The special study option is designed to provide senior undergraduate students with an opportunity to pursue an independent course of study. The subject matter will be related to regular 4000 level courses. Students will be required to submit a major paper/report on the subject matter studied. Formal agreement between the student and instructor of the course is required as well as the approval of the department chair or designate. One only of ECON*4900/ECON*4910 may count as one of the required minimum number of 4000 level economics courses in the B.A. programs.

Prerequisite(s): ECON*3600, ECON*3710, ECON*3740

ECON*4910 Special Study in Economics S,F,W(3-0) [0.50]

Same description as for ECON*4900.

ECON*4930 Environmental Economics U(3-0) [0.50]

An advanced treatment of the interrelationship between economic activities and the state of the natural environment from the economists' point of view.

Prerequisite(s): ECON*2410, ECON*3710

ECON*4940 Model Building and Economic Analysis U(3-0) [0.50]

Progress in economic theory is increasingly made by studying the properties of small artificial economies or competitive general equilibrium models.
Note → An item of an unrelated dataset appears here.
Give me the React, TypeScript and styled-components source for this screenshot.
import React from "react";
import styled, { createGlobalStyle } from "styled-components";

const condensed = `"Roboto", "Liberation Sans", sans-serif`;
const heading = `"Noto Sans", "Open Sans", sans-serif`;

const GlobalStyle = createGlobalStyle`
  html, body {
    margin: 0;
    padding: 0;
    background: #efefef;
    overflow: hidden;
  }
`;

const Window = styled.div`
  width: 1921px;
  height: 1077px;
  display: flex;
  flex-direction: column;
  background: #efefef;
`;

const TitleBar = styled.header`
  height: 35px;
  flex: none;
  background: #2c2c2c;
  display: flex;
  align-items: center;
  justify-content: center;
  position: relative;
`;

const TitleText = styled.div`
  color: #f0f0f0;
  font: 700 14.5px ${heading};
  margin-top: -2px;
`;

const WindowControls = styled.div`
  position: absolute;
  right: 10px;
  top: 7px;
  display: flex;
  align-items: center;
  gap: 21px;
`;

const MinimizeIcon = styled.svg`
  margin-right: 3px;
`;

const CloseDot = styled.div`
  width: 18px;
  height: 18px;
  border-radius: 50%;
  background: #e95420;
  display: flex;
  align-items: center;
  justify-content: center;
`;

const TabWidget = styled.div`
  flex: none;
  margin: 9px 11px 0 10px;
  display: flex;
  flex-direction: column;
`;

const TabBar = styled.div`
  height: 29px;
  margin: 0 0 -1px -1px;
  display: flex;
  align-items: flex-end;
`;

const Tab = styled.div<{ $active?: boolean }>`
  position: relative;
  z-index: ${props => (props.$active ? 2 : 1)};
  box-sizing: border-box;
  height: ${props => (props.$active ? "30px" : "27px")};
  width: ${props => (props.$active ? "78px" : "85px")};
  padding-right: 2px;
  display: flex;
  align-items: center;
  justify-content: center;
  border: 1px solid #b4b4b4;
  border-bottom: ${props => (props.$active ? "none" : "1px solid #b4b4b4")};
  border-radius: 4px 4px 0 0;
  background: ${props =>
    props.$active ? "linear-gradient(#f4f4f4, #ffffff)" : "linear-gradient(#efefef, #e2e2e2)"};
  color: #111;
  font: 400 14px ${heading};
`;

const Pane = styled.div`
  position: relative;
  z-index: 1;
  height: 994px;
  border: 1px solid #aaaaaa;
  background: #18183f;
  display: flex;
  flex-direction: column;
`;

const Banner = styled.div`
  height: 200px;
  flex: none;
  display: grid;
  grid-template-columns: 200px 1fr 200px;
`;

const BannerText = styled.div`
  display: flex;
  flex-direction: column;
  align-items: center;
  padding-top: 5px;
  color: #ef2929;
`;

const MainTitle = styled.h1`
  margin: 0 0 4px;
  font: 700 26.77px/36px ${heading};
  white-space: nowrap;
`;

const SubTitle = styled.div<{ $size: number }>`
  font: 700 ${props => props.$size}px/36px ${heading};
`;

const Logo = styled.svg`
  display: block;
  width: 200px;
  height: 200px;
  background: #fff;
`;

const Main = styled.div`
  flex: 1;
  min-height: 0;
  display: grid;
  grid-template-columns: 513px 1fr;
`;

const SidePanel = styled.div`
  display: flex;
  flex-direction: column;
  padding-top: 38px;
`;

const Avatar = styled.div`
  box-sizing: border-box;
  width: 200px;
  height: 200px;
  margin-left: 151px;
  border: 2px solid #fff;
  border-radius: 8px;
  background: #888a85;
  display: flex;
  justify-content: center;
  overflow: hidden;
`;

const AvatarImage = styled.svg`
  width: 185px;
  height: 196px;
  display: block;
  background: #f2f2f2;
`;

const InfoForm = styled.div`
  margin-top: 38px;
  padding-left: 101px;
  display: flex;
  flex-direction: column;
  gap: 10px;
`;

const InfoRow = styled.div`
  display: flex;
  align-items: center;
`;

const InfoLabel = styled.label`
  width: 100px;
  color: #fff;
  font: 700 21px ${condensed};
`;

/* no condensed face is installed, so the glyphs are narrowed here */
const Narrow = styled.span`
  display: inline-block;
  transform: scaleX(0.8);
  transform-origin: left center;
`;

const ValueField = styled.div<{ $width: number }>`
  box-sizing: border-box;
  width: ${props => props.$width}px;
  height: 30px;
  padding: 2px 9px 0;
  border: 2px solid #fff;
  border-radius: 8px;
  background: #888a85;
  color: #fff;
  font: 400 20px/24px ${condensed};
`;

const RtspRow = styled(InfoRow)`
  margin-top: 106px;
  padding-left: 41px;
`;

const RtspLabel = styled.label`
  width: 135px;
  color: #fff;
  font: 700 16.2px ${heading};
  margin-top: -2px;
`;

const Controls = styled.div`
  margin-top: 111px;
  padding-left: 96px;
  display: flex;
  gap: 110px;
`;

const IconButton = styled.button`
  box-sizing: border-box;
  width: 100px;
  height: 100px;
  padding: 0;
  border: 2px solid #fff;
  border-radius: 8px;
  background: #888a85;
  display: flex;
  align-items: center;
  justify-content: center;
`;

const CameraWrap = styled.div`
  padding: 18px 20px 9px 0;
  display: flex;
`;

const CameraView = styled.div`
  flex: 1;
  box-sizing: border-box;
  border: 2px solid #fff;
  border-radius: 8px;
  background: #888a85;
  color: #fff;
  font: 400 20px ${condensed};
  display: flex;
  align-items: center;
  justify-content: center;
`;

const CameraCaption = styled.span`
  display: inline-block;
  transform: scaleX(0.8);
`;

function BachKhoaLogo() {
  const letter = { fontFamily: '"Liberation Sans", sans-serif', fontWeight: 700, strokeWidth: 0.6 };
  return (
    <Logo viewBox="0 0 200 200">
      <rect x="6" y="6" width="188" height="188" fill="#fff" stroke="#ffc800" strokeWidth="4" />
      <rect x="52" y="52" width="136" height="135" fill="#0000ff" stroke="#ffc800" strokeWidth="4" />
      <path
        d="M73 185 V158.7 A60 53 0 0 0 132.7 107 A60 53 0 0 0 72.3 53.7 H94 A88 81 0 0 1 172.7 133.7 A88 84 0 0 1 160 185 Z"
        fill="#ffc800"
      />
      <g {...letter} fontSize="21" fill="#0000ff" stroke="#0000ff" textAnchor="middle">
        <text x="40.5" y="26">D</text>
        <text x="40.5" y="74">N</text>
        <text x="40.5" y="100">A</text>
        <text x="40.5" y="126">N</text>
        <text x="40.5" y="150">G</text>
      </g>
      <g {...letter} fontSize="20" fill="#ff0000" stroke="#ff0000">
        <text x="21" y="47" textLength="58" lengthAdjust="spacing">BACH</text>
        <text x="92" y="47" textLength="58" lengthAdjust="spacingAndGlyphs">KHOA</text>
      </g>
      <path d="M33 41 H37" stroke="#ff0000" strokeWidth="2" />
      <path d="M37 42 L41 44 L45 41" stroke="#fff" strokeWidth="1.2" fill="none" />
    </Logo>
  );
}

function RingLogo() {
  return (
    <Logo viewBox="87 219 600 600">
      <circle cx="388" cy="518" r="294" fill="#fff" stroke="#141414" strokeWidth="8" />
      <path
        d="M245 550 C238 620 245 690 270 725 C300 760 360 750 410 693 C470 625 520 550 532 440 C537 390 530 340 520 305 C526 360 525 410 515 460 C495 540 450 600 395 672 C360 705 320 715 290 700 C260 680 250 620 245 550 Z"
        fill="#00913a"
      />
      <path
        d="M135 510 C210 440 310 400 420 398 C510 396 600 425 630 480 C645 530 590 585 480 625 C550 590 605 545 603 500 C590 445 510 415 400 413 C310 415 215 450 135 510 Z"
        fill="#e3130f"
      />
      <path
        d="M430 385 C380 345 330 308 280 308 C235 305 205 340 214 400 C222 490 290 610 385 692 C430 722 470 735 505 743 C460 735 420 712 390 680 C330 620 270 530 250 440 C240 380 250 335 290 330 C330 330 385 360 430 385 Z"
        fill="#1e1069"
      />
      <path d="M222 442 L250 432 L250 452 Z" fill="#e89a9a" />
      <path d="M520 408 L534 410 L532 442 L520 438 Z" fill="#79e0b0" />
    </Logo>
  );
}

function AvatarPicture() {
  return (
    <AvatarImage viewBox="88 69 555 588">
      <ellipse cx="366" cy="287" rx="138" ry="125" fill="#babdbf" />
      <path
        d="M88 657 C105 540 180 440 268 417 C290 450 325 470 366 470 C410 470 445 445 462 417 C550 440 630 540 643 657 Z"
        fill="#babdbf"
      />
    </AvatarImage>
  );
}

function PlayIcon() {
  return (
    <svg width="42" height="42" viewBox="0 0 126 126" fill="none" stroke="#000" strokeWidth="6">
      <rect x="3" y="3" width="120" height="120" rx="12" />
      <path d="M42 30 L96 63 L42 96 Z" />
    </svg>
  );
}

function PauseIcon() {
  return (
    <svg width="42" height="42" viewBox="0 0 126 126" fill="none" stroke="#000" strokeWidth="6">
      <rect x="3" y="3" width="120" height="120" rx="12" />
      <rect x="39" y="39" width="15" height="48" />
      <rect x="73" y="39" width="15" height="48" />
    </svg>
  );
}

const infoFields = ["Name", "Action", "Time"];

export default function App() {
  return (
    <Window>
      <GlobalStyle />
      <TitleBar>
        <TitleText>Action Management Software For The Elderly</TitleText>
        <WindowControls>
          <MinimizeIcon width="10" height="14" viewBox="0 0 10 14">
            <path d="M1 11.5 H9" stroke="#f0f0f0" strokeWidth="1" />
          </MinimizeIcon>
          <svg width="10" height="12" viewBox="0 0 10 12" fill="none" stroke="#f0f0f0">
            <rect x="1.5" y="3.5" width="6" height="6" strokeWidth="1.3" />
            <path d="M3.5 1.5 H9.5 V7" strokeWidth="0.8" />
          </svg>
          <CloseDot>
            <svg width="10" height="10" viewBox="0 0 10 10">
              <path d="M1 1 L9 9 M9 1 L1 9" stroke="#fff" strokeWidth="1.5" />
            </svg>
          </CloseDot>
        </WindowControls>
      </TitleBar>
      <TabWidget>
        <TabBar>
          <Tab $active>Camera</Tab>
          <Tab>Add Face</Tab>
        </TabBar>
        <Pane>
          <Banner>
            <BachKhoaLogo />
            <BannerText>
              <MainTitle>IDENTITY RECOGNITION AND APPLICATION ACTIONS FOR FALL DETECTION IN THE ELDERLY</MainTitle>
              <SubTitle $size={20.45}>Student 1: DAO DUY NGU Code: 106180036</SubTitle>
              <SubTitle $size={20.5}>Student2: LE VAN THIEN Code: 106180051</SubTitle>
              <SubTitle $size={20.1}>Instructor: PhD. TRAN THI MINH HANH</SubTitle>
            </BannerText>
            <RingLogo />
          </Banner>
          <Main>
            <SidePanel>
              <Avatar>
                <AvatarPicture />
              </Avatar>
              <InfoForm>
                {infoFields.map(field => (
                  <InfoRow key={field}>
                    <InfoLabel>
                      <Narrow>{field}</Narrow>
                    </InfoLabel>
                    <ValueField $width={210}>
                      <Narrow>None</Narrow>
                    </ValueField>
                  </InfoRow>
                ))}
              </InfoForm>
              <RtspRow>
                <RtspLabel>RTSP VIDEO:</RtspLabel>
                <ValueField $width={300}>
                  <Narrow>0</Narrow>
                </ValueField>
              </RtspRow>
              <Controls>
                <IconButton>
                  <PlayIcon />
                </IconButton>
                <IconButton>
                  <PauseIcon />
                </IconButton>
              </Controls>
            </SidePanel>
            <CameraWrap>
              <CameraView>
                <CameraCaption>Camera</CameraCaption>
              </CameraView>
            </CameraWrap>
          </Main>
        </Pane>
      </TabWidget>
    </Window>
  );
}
This course examines the construction of competitive general equilibrium models and outlines the computational techniques required to solve them. These models may be used to study a range of subject areas, including topics in macroeconomics with a particular emphasis on business cycle analysis or the economics of the environment. The subject areas will vary from year to year and are chosen at the instructor's discretion.

Prerequisite(s): ECON*3740

ECON*4950 Applied Economics Research Project W(3-0) [0.50]

Students plan, develop and conduct a research project under individual faculty supervision and structured co-ordination. The supervisor is a faculty member with expertise in the area being investigated. The co-ordinator is a faculty member who leads group sessions on research project objectives, expectations, potential topics, data sources, available software and other relevant issues. Students will also present proposals, progress reports and final products in this group setting.